*Stated goal*
Go through the material and write it all out exactly, minus the pictures.

*Material provided*
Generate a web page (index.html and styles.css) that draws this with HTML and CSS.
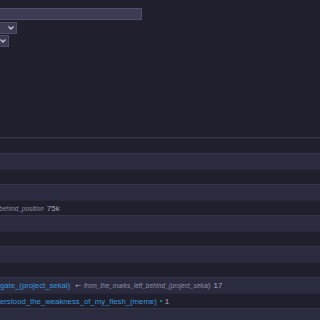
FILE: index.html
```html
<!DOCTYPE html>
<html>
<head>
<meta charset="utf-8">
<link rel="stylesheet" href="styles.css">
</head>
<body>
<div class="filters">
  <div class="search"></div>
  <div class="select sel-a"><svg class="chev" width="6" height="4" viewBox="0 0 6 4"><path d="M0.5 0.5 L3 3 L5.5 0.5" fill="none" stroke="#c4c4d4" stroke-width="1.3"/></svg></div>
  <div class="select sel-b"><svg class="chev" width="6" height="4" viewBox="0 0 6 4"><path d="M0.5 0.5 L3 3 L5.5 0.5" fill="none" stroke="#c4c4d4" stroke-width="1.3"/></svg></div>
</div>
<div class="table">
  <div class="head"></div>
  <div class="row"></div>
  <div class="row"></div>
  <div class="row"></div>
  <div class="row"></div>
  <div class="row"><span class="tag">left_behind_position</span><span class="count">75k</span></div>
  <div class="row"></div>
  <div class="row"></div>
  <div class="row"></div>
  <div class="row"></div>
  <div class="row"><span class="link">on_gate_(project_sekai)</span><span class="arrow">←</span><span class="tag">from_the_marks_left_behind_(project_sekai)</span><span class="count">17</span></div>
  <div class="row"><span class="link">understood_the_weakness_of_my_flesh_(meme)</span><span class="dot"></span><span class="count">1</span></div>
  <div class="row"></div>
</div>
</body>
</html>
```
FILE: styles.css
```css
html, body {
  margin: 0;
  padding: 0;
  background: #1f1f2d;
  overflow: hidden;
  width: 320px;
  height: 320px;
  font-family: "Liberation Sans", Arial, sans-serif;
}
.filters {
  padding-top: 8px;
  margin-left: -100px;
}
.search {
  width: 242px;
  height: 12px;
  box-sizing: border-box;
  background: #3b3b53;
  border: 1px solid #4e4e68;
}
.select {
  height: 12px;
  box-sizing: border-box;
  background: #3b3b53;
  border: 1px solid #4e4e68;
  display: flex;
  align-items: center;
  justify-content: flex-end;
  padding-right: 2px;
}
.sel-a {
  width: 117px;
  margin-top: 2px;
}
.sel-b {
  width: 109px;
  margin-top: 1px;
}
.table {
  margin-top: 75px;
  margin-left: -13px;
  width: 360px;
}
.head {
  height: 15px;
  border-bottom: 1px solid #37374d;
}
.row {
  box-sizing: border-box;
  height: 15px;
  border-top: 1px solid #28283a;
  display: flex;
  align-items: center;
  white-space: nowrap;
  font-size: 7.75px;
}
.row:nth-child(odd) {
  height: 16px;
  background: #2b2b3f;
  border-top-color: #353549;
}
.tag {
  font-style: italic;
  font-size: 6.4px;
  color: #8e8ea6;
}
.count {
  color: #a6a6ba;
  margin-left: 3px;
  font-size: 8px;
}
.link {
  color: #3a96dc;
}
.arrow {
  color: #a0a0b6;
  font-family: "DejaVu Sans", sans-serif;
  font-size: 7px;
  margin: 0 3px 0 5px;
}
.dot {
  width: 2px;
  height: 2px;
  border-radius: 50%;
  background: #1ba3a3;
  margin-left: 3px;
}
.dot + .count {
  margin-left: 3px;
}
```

*Response to this task*
Generate a web page (index.html and styles.css) that draws this with HTML and CSS.
FILE: index.html
```html
<!DOCTYPE html>
<html>
<head>
<meta charset="utf-8">
<link rel="stylesheet" href="styles.css">
</head>
<body>
<div class="filters">
  <div class="search"></div>
  <div class="select sel-a"><svg class="chev" width="6" height="4" viewBox="0 0 6 4"><path d="M0.5 0.5 L3 3 L5.5 0.5" fill="none" stroke="#c4c4d4" stroke-width="1.3"/></svg></div>
  <div class="select sel-b"><svg class="chev" width="6" height="4" viewBox="0 0 6 4"><path d="M0.5 0.5 L3 3 L5.5 0.5" fill="none" stroke="#c4c4d4" stroke-width="1.3"/></svg></div>
</div>
<div class="table">
  <div class="head"></div>
  <div class="row"></div>
  <div class="row"></div>
  <div class="row"></div>
  <div class="row"></div>
  <div class="row"><span class="tag">left_behind_position</span><span class="count">75k</span></div>
  <div class="row"></div>
  <div class="row"></div>
  <div class="row"></div>
  <div class="row"></div>
  <div class="row"><span class="link">on_gate_(project_sekai)</span><span class="arrow">←</span><span class="tag">from_the_marks_left_behind_(project_sekai)</span><span class="count">17</span></div>
  <div class="row"><span class="link">understood_the_weakness_of_my_flesh_(meme)</span><span class="dot"></span><span class="count">1</span></div>
  <div class="row"></div>
</div>
</body>
</html>
```
FILE: styles.css
```css
html, body {
  margin: 0;
  padding: 0;
  background: #1f1f2d;
  overflow: hidden;
  width: 320px;
  height: 320px;
  font-family: "Liberation Sans", Arial, sans-serif;
}
.filters {
  padding-top: 8px;
  margin-left: -100px;
}
.search {
  width: 242px;
  height: 12px;
  box-sizing: border-box;
  background: #3b3b53;
  border: 1px solid #4e4e68;
}
.select {
  height: 12px;
  box-sizing: border-box;
  background: #3b3b53;
  border: 1px solid #4e4e68;
  display: flex;
  align-items: center;
  justify-content: flex-end;
  padding-right: 2px;
}
.sel-a {
  width: 117px;
  margin-top: 2px;
}
.sel-b {
  width: 109px;
  margin-top: 1px;
}
.table {
  margin-top: 75px;
  margin-left: -13px;
  width: 360px;
}
.head {
  height: 15px;
  border-bottom: 1px solid #37374d;
}
.row {
  box-sizing: border-box;
  height: 15px;
  border-top: 1px solid #28283a;
  display: flex;
  align-items: center;
  white-space: nowrap;
  font-size: 7.75px;
}
.row:nth-child(odd) {
  height: 16px;
  background: #2b2b3f;
  border-top-color: #353549;
}
.tag {
  font-style: italic;
  font-size: 6.4px;
  color: #8e8ea6;
}
.count {
  color: #a6a6ba;
  margin-left: 3px;
  font-size: 8px;
}
.link {
  color: #3a96dc;
}
.arrow {
  color: #a0a0b6;
  font-family: "DejaVu Sans", sans-serif;
  font-size: 7px;
  margin: 0 3px 0 5px;
}
.dot {
  width: 2px;
  height: 2px;
  border-radius: 50%;
  background: #1ba3a3;
  margin-left: 3px;
}
.dot + .count {
  margin-left: 3px;
}
```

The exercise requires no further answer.